Looking for a Ticket to Bikerville

Before your very eyes dear internet, I am morphing into a crazy pierced, inked redneck. My husband is bemoaning the fact that my virginal skin has been vandalized. I know he cried into his beer last night when I told him I went and got my tattoo. He told me I am mutating from this pious, uptight lady to this scary, pierced and tattooed chicky. He wonders what's next. Perhaps a chain collar or motorcycle lessons?

I told him with that attitude I was gonna pierce both my nipples, and ride topless down the street where all the Hell's Angel boys like to play.

He shut up pretty quick. He's learning that I tend to do as I say.

(How scary is that image? My saggy beavertails flapping in the wind...Even I'm grossed out.)

But in the end, it wasn't as bad as I had feared. The scariest part was how my artist looked. (I now understand my husband's apprehension. But until I dye my hair blue and have enough metal in my face to melt into several bullets, I think he's safe.) The actual tattooing alternated between warm scratches and "Fuck, fuck, fuck" (all said in my head of course. I didn't want to appear pansy-like.)

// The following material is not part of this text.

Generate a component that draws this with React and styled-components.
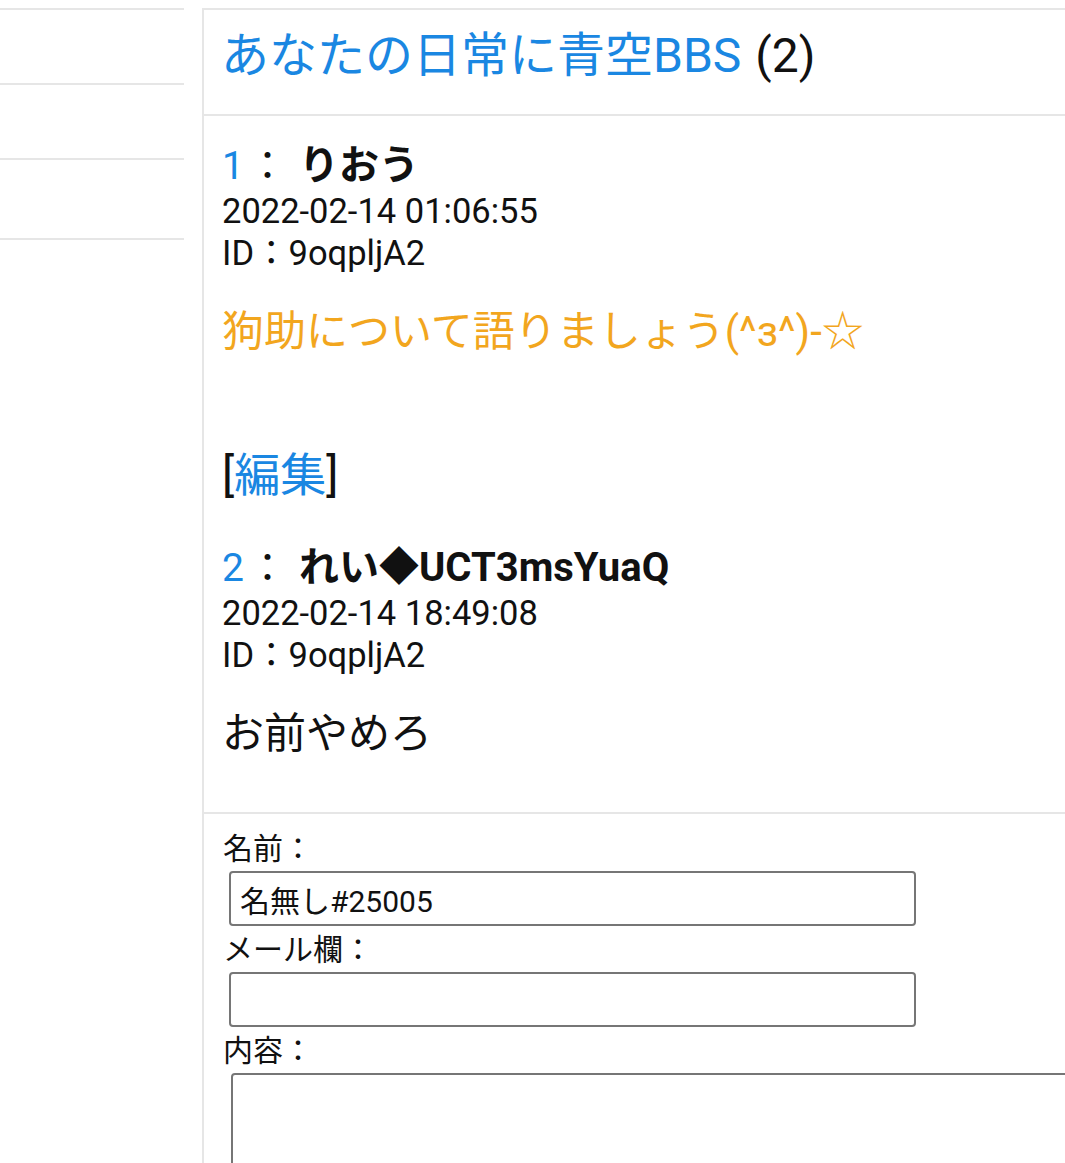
import styled, { createGlobalStyle } from "styled-components"

const GlobalStyle = createGlobalStyle`
  html, body {
    margin: 0;
    padding: 0;
    background: #ffffff;
    overflow: hidden;
  }
  body {
    font-family: Roboto, "Noto Sans CJK JP", sans-serif;
    color: #111111;
  }
`

const posts = [
  {
    no: 1,
    name: "りおう",
    date: "2022-02-14 01:06:55",
    id: "9oqpljA2",
    body: "狗助について語りましょう(^з^)-☆",
    color: "#f2a61e",
    editable: true,
  },
  {
    no: 2,
    name: "れい◆UCT3msYuaQ",
    date: "2022-02-14 18:49:08",
    id: "9oqpljA2",
    body: "お前やめろ",
    color: "#111111",
    editable: false,
  },
]

export default function App() {
  return (
    <>
      <GlobalStyle />
      <Page>
        <Sidebar>
          <SideItem $h={73} />
          <SideItem $h={73} />
          <SideItem $h={78} />
        </Sidebar>
        <Panel>
          <Header>
            <Title>あなたの日常に青空BBS</Title>
            <Count>(2)</Count>
          </Header>
          <Thread>
            {posts.map((p) => (
              <Post key={p.no}>
                <PostHead>
                  <No>{p.no}</No>
                  <Colon>：</Colon>
                  <Name>{p.name}</Name>
                </PostHead>
                <Meta>{p.date}</Meta>
                <Meta>ID：{p.id}</Meta>
                <Message $color={p.color}>{p.body}</Message>
                {p.editable && (
                  <Edit>
                    [<a href="#">編集</a>]
                  </Edit>
                )}
              </Post>
            ))}
          </Thread>
          <Form onSubmit={(e) => e.preventDefault()}>
            <Label>名前：</Label>
            <Input type="text" defaultValue="名無し#25005" />
            <Label>メール欄：</Label>
            <Input type="text" />
            <Label>内容：</Label>
            <TextArea />
          </Form>
        </Panel>
      </Page>
    </>
  )
}

const Page = styled.div`
display: flex;
gap: 18px;
align-items: flex-start;
width: 1400px;
`

const Sidebar = styled.div`
width: 184px;
flex-shrink: 0;
padding-top: 8px;
& > div:first-child{
    border-top: 2px solid #e6e6e6;
}
`

const SideItem = styled.div`
height: ${props => props.$h}px;
border-bottom: 2px solid #e6e6e6;
`

const Panel = styled.div`
margin-top: 8px;
width: 1000px;
flex-shrink: 0;
border-top: 2px solid #e6e6e6;
border-left: 2px solid #e6e6e6;
`

const Header = styled.div`
height: 92px;
display: flex;
align-items: center;
gap: 14px;
padding: 0 17px 12px 17px;
border-bottom: 2px solid #e6e6e6;
font-size: 48px;
line-height: 1;
`

const Title = styled.a`
color: #1a87e2;
text-decoration: none;
`

const Count = styled.span`
color: #111111;
`

const Thread = styled.div`
padding: 26px 19px 52px 18px;
`

const Post = styled.div`
& + &{
    margin-top: 41px;
}
`

const PostHead = styled.div`
font-size: 39px;
line-height: 48px;
display: flex;
align-items: baseline;
`

const No = styled.span`
color: #1a87e2;
`

const Colon = styled.span`
margin: 0 12px 0 4px;
`

const Name = styled.b`
font-weight: 700;
font-size: 40px;
`

const Meta = styled.div`
font-size: 34.5px;
line-height: 42px;
&:first-of-type{
    margin-top: 3px;
}
`

const Message = styled.div`
margin-top: 32px;
font-size: 42px;
line-height: 52px;
color: ${props => props.$color};
`

const Edit = styled.div`
margin-top: 89px;
font-size: 46px;
line-height: 56px;
a{
    color: #1a87e2;
    text-decoration: none;
}
`

const Form = styled.form`
border-top: 2px solid #e6e6e6;
padding: 17px 19px 0 19px;
display: flex;
flex-direction: column;
align-items: flex-start;
`

const Label = styled.label`
font-size: 30px;
line-height: 36px;
& + input, & + textarea{
    margin-top: 4px;
}
input + &{
    margin-top: 6px;
}
`

const Input = styled.input`
box-sizing: border-box;
margin-left: 6px;
width: 687px;
height: 55px;
border: 2px solid #767676;
border-radius: 4px;
padding: 0 9px;
font-family: Roboto, "Noto Sans CJK JP", sans-serif;
font-size: 30px;
color: #111111;
background: #ffffff;
`

const TextArea = styled.textarea`
box-sizing: border-box;
margin-left: 8px;
width: 900px;
height: 200px;
border: 2px solid #767676;
border-radius: 4px;
font-family: Roboto, "Noto Sans CJK JP", sans-serif;
font-size: 30px;
resize: none;
`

I am now sporting a beautiful cross on my lower back, to memorialize my Bug. It is blue and green and purple with some coral pink in the banner. I only caught a fleeting glimpse of it before she bandaged it up.

My thoughts? Holy Fuck! That thing is huge! Boo is gonna kill me! But look how pretty!

It wasn't until I walked out of the parlour that I realized something.

I never checked the spelling of my son's name.

What's the chances she spelt Skjel right?